Emotional Dysfunction
Although the emotional dysfunction in addiction is varied (Oscar Berman et al) we concentrate here on the role emotion processing and regulation deficits play in prompting distress based impulsivity and impaired decision making. However, the above factors in emotion dysfunction also play a part in difficulties regulating the distress which prompts the rash decision making central to an addicted individual’s behaviour.
Affect-Centred Theories of Addictive Behaviour
Ceetham et al (2010) suggest that models of addiction have not generally provided a comprehensive account of the role of affect and that recent research has focused more upon the neurobiological substrates underlying addiction than on its affective components, although these neural circuitries overlap with those of emotional dysregulation and are thus not incompatible with an affect-centred theory of addiction.

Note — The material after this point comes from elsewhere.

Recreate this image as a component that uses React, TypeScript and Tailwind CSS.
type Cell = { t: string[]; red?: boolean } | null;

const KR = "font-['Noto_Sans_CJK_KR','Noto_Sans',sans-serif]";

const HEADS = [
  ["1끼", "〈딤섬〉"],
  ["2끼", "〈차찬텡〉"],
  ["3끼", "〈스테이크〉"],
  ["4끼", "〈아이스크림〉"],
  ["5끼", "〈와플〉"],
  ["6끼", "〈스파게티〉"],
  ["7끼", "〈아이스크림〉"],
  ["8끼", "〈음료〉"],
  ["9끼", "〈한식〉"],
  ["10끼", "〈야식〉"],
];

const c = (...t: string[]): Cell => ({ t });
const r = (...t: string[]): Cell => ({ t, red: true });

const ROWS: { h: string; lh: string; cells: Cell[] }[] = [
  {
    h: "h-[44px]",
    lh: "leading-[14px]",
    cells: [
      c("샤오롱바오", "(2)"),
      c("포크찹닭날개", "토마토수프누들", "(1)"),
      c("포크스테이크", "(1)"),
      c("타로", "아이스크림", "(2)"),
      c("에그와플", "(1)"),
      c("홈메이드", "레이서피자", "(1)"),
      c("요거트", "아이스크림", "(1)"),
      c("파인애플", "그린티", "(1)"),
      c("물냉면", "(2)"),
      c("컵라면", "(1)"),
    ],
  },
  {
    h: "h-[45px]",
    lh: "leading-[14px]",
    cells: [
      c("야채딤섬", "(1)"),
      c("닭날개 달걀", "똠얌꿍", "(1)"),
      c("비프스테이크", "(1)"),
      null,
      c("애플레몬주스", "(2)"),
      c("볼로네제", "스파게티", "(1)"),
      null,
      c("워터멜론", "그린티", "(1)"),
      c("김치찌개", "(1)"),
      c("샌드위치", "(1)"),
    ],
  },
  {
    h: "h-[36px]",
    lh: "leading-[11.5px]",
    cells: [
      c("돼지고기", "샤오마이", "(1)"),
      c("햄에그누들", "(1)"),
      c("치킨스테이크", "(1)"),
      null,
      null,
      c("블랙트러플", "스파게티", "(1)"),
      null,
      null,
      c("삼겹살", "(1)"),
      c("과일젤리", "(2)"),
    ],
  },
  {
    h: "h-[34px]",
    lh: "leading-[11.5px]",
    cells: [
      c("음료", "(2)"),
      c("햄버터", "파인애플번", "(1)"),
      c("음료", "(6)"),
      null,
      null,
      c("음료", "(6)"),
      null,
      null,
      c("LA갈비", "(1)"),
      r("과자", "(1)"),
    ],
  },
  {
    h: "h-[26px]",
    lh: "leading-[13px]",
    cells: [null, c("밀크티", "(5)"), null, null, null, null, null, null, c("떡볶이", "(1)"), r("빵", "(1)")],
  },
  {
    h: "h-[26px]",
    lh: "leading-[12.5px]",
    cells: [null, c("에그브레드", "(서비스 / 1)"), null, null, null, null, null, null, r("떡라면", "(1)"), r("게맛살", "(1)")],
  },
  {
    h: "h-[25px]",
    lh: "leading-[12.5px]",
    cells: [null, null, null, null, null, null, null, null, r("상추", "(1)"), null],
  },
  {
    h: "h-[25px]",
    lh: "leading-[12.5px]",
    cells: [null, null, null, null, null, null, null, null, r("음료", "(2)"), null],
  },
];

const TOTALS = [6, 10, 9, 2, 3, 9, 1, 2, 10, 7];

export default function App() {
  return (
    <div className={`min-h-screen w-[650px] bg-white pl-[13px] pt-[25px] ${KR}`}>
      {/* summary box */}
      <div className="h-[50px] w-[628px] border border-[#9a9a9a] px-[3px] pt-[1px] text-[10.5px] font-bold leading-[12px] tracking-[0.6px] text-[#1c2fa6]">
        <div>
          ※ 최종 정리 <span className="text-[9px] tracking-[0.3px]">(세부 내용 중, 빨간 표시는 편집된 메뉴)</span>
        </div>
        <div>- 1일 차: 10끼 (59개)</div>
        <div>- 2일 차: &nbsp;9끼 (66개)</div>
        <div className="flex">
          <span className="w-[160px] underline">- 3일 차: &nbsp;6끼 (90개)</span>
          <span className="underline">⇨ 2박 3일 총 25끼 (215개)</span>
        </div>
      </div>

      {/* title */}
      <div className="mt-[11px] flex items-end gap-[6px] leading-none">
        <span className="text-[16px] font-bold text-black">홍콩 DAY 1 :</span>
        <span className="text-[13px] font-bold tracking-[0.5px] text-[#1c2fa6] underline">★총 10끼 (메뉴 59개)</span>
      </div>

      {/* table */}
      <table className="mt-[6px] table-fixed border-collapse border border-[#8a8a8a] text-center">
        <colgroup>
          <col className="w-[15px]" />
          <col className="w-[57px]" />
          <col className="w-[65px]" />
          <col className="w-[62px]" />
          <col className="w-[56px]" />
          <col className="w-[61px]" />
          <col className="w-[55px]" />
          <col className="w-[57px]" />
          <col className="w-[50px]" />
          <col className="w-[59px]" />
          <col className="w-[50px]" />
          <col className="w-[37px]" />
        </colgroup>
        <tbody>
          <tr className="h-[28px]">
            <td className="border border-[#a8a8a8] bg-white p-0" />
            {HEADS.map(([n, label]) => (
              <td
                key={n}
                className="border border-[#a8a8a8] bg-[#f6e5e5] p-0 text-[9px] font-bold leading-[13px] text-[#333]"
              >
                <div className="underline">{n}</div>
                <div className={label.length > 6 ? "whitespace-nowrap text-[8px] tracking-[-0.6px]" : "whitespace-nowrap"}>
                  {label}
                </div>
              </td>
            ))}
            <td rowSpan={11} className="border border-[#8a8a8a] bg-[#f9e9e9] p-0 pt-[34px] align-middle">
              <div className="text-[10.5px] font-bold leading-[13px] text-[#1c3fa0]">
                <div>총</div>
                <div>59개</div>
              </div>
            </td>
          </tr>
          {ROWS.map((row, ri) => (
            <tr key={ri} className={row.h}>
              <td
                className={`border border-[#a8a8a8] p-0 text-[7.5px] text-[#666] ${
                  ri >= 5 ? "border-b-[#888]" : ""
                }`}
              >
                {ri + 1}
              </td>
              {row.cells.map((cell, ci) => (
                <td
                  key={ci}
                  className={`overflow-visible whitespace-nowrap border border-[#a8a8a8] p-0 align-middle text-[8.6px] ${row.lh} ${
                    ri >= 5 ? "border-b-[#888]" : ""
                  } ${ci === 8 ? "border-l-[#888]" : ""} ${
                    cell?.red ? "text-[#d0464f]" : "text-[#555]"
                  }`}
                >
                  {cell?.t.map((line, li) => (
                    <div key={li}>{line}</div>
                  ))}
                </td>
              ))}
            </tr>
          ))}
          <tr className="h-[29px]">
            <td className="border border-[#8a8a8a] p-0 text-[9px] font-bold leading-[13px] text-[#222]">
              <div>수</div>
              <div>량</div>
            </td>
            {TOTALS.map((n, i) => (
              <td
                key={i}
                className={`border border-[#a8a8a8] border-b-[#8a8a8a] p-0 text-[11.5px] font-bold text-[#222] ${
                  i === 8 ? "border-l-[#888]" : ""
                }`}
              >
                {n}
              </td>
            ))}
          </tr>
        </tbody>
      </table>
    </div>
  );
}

In fact the neurobiological or neuro-endocrinological model we developed (1) in which increasing distress and stress dysregulation appear to increasingly prompt pathological craving and compulsive substance use can be viewed as the an affect-based theory of addiction from a neurobiological perspective.
DSM 4 and 5 , although attempting to maintain an “atheoretical perspective”, however, appears to be influenced by neurobiological theories of addiction. There was even a steering group working on definitions of “Craving”….

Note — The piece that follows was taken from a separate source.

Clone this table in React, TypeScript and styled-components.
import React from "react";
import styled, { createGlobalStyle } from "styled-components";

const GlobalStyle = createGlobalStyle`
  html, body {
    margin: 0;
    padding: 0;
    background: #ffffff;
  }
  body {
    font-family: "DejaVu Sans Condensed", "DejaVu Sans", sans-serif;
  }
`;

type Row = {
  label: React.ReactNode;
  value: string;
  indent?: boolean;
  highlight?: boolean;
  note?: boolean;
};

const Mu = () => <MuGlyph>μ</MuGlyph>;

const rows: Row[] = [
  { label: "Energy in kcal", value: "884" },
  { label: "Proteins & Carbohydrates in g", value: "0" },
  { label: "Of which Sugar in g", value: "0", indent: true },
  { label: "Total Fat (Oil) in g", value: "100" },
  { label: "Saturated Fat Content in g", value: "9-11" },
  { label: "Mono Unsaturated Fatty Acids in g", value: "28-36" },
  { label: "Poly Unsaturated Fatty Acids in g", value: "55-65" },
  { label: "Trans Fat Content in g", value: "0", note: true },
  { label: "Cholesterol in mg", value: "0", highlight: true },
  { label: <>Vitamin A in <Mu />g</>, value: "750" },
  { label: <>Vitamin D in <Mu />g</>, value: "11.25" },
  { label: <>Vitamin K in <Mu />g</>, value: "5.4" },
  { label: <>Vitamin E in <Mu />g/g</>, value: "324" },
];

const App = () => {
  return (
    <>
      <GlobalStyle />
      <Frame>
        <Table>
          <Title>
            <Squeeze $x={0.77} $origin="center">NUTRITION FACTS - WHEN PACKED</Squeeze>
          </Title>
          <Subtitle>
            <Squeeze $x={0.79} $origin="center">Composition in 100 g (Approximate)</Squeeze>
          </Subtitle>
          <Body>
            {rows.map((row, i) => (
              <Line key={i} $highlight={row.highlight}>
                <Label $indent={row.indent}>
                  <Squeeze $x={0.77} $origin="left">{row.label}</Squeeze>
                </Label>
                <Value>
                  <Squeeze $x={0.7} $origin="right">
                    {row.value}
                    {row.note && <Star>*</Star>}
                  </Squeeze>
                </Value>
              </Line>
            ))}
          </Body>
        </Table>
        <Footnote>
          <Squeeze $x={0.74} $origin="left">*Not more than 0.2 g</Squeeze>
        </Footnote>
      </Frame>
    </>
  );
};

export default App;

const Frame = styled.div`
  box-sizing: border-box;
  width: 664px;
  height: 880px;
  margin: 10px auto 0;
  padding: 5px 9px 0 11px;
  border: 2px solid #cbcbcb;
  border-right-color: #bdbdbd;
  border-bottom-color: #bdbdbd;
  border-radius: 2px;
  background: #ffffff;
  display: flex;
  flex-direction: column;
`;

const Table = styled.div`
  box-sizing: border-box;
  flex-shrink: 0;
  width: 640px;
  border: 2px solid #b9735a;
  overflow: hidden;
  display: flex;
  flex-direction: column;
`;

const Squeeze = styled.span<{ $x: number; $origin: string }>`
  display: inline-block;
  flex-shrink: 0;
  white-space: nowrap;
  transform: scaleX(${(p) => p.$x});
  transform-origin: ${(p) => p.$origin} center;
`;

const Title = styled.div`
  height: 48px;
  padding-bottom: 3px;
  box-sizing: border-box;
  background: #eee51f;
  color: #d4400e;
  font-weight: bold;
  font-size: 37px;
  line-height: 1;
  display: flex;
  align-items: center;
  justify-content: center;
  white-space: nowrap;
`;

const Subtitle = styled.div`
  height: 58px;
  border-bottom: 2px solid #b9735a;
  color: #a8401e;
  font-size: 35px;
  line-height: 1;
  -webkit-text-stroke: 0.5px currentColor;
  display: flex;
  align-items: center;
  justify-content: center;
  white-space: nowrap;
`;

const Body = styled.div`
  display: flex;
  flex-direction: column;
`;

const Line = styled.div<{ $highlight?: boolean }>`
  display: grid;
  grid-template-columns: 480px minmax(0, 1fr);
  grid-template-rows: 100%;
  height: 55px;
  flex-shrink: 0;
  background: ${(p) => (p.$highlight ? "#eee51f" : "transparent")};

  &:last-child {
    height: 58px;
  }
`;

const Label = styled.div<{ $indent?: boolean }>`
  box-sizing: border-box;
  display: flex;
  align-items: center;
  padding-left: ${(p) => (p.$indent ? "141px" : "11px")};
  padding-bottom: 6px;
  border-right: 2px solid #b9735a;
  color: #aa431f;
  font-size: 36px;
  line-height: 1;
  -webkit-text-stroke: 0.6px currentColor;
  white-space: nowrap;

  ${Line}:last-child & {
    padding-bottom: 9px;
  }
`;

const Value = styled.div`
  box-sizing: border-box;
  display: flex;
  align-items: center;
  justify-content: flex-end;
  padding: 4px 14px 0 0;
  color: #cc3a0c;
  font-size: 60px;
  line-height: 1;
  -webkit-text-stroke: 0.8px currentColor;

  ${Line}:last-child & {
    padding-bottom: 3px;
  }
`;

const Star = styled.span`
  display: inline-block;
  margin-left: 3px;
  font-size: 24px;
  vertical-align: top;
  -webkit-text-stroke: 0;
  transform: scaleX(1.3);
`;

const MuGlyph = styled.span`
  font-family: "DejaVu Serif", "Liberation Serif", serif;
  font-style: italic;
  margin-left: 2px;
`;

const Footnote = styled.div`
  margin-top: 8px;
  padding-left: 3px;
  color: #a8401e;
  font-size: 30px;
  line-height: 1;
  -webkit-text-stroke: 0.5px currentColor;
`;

These neurobiological accounts have developed experimental paradigms such as cue reactivity, attentional bias, in addition to craving concepts, although these have only ever been demonstrated to account for a minority of relapses. Many addicted individuals in abstinence and recovery also develop strategies to counteract attentional bias and cue reactivity.
Others have challenged these “one dimensional” conditioning accounts of addiction and relapse, with some researchers demonstrating how craving may be the consequence of emotion dysregulation (Thayer, Garland) while others have shown how it is stress and emotion dysregulation that activates more “habit-based” or emotive-motor regions of the brain in chronically addicted individuals in prompting compulsive behaviours.
Thus neurobiological accounts alone cannot successfully predict relapse behaviour, in the majority of relapse scenarios.
It may be that cognitive-affective mechanisms mediate the evidently impaired neurobiological networks demonstrated in addicted individuals to be instrumental in relapse.
This is a particularly pertinent question as it has been suggested that a sizeable majority of relapse is caused by difficulties in regulating negative affect and emotional distress/stress, often within the context of interpersonal relationships – so why do recovering/abstinent addicted individuals have such difficulties with emotional and stress regulation especially if they do not have a co-morbid disorder?”
What is the nature of this emotion dysfunction which appears to contribute to not only vulnerability but as a pathomechanism of addictive behaviour and which also plays a major role in relapse in abstinent and recovering individuals.
What are the “symptoms (which) frequently precede the addictive process constituting a predisposing psychological background on which substance effects and addictive processes interact…”?
The neural circuitry implicated in affective reactivity and regulation is closely related to the circuitry proposed to underlie addictive behaviours ().
Although emotional distress is often said to be related to dysfunctional decision-making processes and impulsivity (negative urgency) and regions involved in affective processing have frequently been found to be impaired in those with various addictive behaviours, there has been little consideration of what these results might mean for impaired affective processing capabilities of those at high risk of developing later addiction. How may they contribute to this pathology?
Like others, in particular we query whether appropriate consideration been given to evident emotion processing and regulation deficits, observed across many different addictive behaviours in two domains which constantly show up in studies of addictive behaviours, namely that of decision making deficits and impulsivity (or negative urgency).